The exercise: Your task is to repeat the lines below exactly, excluding any pictures they contain.

# # # # #

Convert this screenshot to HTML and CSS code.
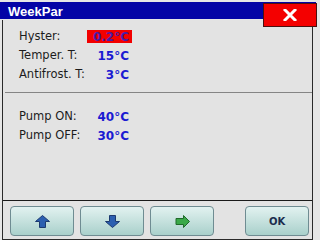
FILE: index.html
```html
<!DOCTYPE html>
<html>
<head>
<meta charset="utf-8">
<link rel="stylesheet" href="styles.css">
</head>
<body>
<div class="window">
  <div class="titlebar"><span class="title">WeekPar</span></div>
  <button class="close" aria-label="Close">
    <svg width="14" height="12" viewBox="0 0 14 12"><path d="M2 1 L12 11 M12 1 L2 11" stroke="#fff" stroke-width="3" stroke-linecap="square"/></svg>
  </button>
  <div class="content">
    <div class="group">
      <div class="row"><span class="label">Hyster:</span><span class="value selected">0.2°C</span></div>
      <div class="row"><span class="label">Temper. T:</span><span class="value">15°C</span></div>
      <div class="row"><span class="label">Antifrost. T:</span><span class="value">3°C</span></div>
    </div>
    <div class="sep"></div>
    <div class="group">
      <div class="row"><span class="label">Pump ON:</span><span class="value">40°C</span></div>
      <div class="row"><span class="label">Pump OFF:</span><span class="value">30°C</span></div>
    </div>
    <div class="footer">
      <button class="btn">
        <svg width="15" height="13" viewBox="0 0 15 13"><path d="M7.5 0.5 L14.5 6.5 L10.5 6.5 L10.5 12.5 L4.5 12.5 L4.5 6.5 L0.5 6.5 Z" fill="#2b5fb0" stroke="#1c3a70" stroke-width="1"/></svg>
      </button>
      <button class="btn">
        <svg width="15" height="13" viewBox="0 0 15 13"><path d="M7.5 12.5 L14.5 6.5 L10.5 6.5 L10.5 0.5 L4.5 0.5 L4.5 6.5 L0.5 6.5 Z" fill="#2b5fb0" stroke="#1c3a70" stroke-width="1"/></svg>
      </button>
      <button class="btn">
        <svg width="15" height="13" viewBox="0 0 15 13"><path d="M14.5 6.5 L8.5 0.5 L8.5 3.5 L1 3.5 L1 9.5 L8.5 9.5 L8.5 12.5 Z" fill="#3aa848" stroke="#1f6a2a" stroke-width="1"/></svg>
      </button>
      <button class="btn ok">OK</button>
    </div>
  </div>
</div>
</body>
</html>
```
FILE: styles.css
```css
html, body {
  margin: 0;
  padding: 0;
}
body {
  width: 320px;
  height: 240px;
  background: #e6e6e6;
  overflow: hidden;
}
.window {
  position: relative;
  width: 320px;
  height: 240px;
  padding-top: 2px;
  box-sizing: border-box;
  display: flex;
  flex-direction: column;
}
.titlebar {
  height: 17px;
  background: #0404a6;
  padding-left: 8px;
  margin-right: 4px;
}
.title {
  font-family: "Liberation Sans", Arial, sans-serif;
  font-weight: bold;
  font-size: 13px;
  line-height: 17px;
  color: #fff;
}
.close {
  position: absolute;
  left: 263px;
  top: 3px;
  width: 54px;
  height: 24px;
  margin: 0;
  padding: 0;
  background: #f40000;
  border: 1px solid #4a1010;
  display: flex;
  align-items: center;
  justify-content: center;
}
.content {
  margin-top: 1px;
  margin-left: 2px;
  margin-right: 7px;
  height: 217px;
  background: #e3e3e3;
  border-left: 1px solid #2a2a2a;
  border-right: 1px solid #2a2a2a;
  border-bottom: 1px solid #2a2a2a;
  display: flex;
  flex-direction: column;
  padding-top: 7px;
}
.group {
  display: flex;
  flex-direction: column;
  padding-left: 16px;
}
.row {
  height: 19px;
  display: flex;
  align-items: center;
}
.label {
  width: 68px;
  font-family: "DejaVu Sans", sans-serif;
  font-size: 11.5px;
  line-height: 19px;
  color: #1c1c1c;
}
.value {
  width: 42px;
  height: 13px;
  padding-right: 3px;
  text-align: right;
  font-family: "DejaVu Sans", sans-serif;
  font-weight: bold;
  font-size: 12px;
  line-height: 14px;
  color: #1a1ad2;
}
.value.selected {
  background: #f20000;
  color: #4a1ca8;
}
.sep {
  height: 1px;
  background: #858585;
  margin: 8px 0 14px 2px;
}
.footer {
  margin-top: auto;
  border-top: 1px solid #1a1a1a;
  padding: 5px 3px 3px 7px;
  display: flex;
  gap: 6px;
}
.btn {
  width: 64px;
  height: 30px;
  margin: 0;
  padding: 0;
  border: 1px solid #6f8c92;
  border-radius: 4px;
  background: linear-gradient(#e2f2f0, #a9d0cb);
  display: flex;
  align-items: center;
  justify-content: center;
}
.ok {
  margin-left: auto;
  font-family: "DejaVu Sans", sans-serif;
  font-weight: bold;
  font-size: 10px;
  color: #1a2c4c;
}
```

# # # # #

Solution to the exercise:
Convert this screenshot to HTML and CSS code.
FILE: index.html
```html
<!DOCTYPE html>
<html>
<head>
<meta charset="utf-8">
<link rel="stylesheet" href="styles.css">
</head>
<body>
<div class="window">
  <div class="titlebar"><span class="title">WeekPar</span></div>
  <button class="close" aria-label="Close">
    <svg width="14" height="12" viewBox="0 0 14 12"><path d="M2 1 L12 11 M12 1 L2 11" stroke="#fff" stroke-width="3" stroke-linecap="square"/></svg>
  </button>
  <div class="content">
    <div class="group">
      <div class="row"><span class="label">Hyster:</span><span class="value selected">0.2°C</span></div>
      <div class="row"><span class="label">Temper. T:</span><span class="value">15°C</span></div>
      <div class="row"><span class="label">Antifrost. T:</span><span class="value">3°C</span></div>
    </div>
    <div class="sep"></div>
    <div class="group">
      <div class="row"><span class="label">Pump ON:</span><span class="value">40°C</span></div>
      <div class="row"><span class="label">Pump OFF:</span><span class="value">30°C</span></div>
    </div>
    <div class="footer">
      <button class="btn">
        <svg width="15" height="13" viewBox="0 0 15 13"><path d="M7.5 0.5 L14.5 6.5 L10.5 6.5 L10.5 12.5 L4.5 12.5 L4.5 6.5 L0.5 6.5 Z" fill="#2b5fb0" stroke="#1c3a70" stroke-width="1"/></svg>
      </button>
      <button class="btn">
        <svg width="15" height="13" viewBox="0 0 15 13"><path d="M7.5 12.5 L14.5 6.5 L10.5 6.5 L10.5 0.5 L4.5 0.5 L4.5 6.5 L0.5 6.5 Z" fill="#2b5fb0" stroke="#1c3a70" stroke-width="1"/></svg>
      </button>
      <button class="btn">
        <svg width="15" height="13" viewBox="0 0 15 13"><path d="M14.5 6.5 L8.5 0.5 L8.5 3.5 L1 3.5 L1 9.5 L8.5 9.5 L8.5 12.5 Z" fill="#3aa848" stroke="#1f6a2a" stroke-width="1"/></svg>
      </button>
      <button class="btn ok">OK</button>
    </div>
  </div>
</div>
</body>
</html>
```
FILE: styles.css
```css
html, body {
  margin: 0;
  padding: 0;
}
body {
  width: 320px;
  height: 240px;
  background: #e6e6e6;
  overflow: hidden;
}
.window {
  position: relative;
  width: 320px;
  height: 240px;
  padding-top: 2px;
  box-sizing: border-box;
  display: flex;
  flex-direction: column;
}
.titlebar {
  height: 17px;
  background: #0404a6;
  padding-left: 8px;
  margin-right: 4px;
}
.title {
  font-family: "Liberation Sans", Arial, sans-serif;
  font-weight: bold;
  font-size: 13px;
  line-height: 17px;
  color: #fff;
}
.close {
  position: absolute;
  left: 263px;
  top: 3px;
  width: 54px;
  height: 24px;
  margin: 0;
  padding: 0;
  background: #f40000;
  border: 1px solid #4a1010;
  display: flex;
  align-items: center;
  justify-content: center;
}
.content {
  margin-top: 1px;
  margin-left: 2px;
  margin-right: 7px;
  height: 217px;
  background: #e3e3e3;
  border-left: 1px solid #2a2a2a;
  border-right: 1px solid #2a2a2a;
  border-bottom: 1px solid #2a2a2a;
  display: flex;
  flex-direction: column;
  padding-top: 7px;
}
.group {
  display: flex;
  flex-direction: column;
  padding-left: 16px;
}
.row {
  height: 19px;
  display: flex;
  align-items: center;
}
.label {
  width: 68px;
  font-family: "DejaVu Sans", sans-serif;
  font-size: 11.5px;
  line-height: 19px;
  color: #1c1c1c;
}
.value {
  width: 42px;
  height: 13px;
  padding-right: 3px;
  text-align: right;
  font-family: "DejaVu Sans", sans-serif;
  font-weight: bold;
  font-size: 12px;
  line-height: 14px;
  color: #1a1ad2;
}
.value.selected {
  background: #f20000;
  color: #4a1ca8;
}
.sep {
  height: 1px;
  background: #858585;
  margin: 8px 0 14px 2px;
}
.footer {
  margin-top: auto;
  border-top: 1px solid #1a1a1a;
  padding: 5px 3px 3px 7px;
  display: flex;
  gap: 6px;
}
.btn {
  width: 64px;
  height: 30px;
  margin: 0;
  padding: 0;
  border: 1px solid #6f8c92;
  border-radius: 4px;
  background: linear-gradient(#e2f2f0, #a9d0cb);
  display: flex;
  align-items: center;
  justify-content: center;
}
.ok {
  margin-left: auto;
  font-family: "DejaVu Sans", sans-serif;
  font-weight: bold;
  font-size: 10px;
  color: #1a2c4c;
}
```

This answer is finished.